AIM — In the material below, find each line holding the string "that" and copy it.
***** GIVEN DATA
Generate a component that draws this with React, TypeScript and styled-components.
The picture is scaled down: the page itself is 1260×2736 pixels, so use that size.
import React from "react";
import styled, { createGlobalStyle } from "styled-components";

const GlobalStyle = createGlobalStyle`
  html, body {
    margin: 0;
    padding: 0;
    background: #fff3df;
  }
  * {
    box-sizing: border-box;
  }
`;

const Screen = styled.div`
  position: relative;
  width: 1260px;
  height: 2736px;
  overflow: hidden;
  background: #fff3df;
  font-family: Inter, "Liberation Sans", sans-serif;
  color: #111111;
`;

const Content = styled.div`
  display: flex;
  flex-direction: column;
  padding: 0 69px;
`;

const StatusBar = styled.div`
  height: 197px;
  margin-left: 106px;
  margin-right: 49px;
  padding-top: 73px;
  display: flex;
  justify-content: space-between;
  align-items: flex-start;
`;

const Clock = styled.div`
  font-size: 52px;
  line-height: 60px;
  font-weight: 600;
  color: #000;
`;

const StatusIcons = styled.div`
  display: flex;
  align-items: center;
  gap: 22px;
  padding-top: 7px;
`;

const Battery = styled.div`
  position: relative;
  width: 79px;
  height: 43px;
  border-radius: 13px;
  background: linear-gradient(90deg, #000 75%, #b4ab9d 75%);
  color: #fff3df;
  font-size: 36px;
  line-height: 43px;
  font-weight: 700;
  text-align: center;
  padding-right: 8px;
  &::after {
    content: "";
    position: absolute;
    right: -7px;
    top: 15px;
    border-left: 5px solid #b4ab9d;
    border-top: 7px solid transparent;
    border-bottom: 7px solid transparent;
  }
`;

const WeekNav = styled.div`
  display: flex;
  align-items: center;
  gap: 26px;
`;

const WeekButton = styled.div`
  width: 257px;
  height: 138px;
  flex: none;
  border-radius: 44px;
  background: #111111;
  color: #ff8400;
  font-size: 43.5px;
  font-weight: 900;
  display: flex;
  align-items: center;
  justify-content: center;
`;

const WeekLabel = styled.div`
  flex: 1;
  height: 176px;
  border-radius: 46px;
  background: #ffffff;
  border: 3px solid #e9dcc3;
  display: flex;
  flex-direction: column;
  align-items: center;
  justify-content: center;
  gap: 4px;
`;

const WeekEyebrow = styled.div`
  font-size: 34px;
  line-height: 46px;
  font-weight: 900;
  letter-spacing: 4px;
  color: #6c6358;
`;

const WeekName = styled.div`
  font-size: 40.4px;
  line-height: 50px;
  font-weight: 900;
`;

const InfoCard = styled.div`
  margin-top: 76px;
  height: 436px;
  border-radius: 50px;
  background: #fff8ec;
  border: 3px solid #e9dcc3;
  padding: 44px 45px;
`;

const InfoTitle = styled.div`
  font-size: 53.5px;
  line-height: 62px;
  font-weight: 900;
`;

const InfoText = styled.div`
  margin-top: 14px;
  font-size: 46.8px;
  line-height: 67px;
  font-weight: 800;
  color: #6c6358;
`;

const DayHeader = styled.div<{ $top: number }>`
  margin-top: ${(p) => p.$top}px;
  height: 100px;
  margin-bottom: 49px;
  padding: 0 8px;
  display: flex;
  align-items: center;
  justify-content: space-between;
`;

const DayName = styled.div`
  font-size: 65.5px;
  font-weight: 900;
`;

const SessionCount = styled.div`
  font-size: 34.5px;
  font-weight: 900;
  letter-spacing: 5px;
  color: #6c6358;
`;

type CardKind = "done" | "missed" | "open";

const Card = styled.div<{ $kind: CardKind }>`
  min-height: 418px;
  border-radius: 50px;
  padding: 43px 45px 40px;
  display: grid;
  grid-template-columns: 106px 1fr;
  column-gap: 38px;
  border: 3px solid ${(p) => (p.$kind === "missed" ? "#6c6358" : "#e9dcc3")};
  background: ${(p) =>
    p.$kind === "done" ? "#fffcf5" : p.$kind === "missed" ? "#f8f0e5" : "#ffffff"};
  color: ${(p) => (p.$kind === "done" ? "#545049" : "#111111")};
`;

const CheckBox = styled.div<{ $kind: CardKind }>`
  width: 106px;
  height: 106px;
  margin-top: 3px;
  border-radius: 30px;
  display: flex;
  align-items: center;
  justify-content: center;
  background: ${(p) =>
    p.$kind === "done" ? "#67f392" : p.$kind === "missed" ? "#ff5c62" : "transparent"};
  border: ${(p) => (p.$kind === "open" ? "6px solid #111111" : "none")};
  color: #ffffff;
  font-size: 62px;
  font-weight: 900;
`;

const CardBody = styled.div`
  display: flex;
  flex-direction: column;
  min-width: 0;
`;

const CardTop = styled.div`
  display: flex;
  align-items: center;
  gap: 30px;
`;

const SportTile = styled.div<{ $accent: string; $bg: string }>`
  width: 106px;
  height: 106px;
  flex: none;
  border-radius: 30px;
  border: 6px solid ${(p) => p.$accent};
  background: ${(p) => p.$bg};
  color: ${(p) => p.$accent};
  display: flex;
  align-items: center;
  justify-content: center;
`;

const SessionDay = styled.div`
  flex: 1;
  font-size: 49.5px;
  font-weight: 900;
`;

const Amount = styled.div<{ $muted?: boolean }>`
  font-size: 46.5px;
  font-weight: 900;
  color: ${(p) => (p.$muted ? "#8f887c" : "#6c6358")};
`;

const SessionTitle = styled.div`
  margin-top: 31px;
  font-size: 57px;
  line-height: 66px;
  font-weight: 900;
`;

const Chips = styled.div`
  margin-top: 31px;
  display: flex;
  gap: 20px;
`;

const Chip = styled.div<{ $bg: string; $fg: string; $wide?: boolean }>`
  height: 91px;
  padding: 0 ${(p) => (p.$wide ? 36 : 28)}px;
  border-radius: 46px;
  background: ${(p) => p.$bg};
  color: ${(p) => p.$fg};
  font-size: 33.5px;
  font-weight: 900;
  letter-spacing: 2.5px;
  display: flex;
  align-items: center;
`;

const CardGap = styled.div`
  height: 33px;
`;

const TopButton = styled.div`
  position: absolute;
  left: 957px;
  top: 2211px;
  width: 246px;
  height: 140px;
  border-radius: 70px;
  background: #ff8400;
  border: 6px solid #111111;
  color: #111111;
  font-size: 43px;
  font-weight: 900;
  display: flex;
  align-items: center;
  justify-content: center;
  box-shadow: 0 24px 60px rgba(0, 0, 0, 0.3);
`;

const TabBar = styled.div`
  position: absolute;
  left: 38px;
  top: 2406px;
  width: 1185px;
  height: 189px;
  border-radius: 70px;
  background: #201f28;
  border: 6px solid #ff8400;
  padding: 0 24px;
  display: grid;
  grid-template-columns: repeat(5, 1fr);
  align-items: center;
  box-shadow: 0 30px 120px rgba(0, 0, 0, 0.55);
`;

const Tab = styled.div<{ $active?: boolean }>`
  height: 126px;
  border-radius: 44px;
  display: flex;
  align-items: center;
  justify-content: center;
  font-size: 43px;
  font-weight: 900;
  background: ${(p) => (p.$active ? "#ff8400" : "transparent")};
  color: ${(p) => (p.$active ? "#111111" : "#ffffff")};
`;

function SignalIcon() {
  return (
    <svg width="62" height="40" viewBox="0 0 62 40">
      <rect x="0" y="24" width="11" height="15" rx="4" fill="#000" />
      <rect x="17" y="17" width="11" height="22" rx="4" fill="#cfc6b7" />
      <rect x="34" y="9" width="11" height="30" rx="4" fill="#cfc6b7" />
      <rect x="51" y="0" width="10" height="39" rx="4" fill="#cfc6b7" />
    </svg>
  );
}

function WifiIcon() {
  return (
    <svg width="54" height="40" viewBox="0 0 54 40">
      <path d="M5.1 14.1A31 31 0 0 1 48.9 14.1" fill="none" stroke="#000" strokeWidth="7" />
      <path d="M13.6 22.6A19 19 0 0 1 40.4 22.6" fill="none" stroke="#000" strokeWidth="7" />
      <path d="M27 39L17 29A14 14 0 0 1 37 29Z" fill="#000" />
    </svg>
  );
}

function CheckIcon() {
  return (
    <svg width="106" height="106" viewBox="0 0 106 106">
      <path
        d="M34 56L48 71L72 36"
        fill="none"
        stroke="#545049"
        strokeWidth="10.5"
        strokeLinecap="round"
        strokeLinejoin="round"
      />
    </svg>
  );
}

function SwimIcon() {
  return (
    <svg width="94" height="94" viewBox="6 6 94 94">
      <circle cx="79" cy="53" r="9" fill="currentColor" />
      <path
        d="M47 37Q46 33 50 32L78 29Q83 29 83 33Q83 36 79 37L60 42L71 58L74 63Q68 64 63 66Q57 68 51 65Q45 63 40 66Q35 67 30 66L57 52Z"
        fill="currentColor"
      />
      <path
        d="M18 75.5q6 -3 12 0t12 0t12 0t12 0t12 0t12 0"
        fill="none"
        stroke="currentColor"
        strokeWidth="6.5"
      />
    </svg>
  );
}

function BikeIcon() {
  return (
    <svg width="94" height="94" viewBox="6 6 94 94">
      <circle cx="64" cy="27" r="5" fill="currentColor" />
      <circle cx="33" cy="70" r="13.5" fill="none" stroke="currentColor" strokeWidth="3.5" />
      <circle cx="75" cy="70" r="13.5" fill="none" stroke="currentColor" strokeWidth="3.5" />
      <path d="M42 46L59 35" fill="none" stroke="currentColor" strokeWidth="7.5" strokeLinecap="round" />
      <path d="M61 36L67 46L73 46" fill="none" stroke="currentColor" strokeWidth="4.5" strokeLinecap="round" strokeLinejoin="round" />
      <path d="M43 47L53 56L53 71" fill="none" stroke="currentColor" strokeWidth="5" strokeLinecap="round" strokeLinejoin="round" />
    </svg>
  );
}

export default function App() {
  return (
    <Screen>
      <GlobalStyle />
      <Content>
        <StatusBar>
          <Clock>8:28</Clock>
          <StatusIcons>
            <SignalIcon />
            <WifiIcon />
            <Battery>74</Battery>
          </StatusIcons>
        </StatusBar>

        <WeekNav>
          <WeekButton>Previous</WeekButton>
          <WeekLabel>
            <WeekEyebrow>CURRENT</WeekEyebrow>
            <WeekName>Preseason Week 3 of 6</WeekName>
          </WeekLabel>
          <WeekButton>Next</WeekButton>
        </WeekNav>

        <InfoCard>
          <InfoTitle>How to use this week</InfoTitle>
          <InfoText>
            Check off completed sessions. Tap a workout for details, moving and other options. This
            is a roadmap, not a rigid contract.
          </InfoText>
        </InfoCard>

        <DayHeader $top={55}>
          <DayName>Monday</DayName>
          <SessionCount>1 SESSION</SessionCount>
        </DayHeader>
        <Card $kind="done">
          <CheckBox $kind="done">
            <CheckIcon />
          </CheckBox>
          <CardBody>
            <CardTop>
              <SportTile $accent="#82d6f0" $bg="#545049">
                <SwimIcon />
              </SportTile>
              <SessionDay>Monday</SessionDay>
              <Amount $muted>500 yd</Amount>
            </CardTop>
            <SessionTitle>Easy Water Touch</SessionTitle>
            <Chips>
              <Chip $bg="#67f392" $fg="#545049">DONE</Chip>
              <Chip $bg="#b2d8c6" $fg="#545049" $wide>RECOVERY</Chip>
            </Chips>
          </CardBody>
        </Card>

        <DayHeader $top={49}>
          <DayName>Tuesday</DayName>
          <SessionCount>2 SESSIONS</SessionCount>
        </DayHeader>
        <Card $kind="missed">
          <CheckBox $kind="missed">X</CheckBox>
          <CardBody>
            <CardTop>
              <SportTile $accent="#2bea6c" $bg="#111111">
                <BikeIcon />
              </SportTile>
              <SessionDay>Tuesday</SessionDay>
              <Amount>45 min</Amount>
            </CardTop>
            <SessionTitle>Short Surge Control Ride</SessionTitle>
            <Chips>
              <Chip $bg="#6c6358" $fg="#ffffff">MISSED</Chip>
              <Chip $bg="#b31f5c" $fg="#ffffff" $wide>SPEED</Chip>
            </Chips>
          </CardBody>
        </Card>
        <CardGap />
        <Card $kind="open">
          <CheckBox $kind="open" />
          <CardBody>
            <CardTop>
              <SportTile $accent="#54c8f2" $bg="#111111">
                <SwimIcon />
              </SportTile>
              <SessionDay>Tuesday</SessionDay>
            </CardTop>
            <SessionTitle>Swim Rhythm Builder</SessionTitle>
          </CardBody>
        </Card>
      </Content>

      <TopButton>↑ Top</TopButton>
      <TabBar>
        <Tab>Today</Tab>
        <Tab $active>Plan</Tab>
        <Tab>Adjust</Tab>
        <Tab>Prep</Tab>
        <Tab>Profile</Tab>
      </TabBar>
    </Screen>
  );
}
**********
SOLUTION —
Generate a component that draws this with React, TypeScript and styled-components.
The picture is scaled down: the page itself is 1260×2736 pixels, so use that size.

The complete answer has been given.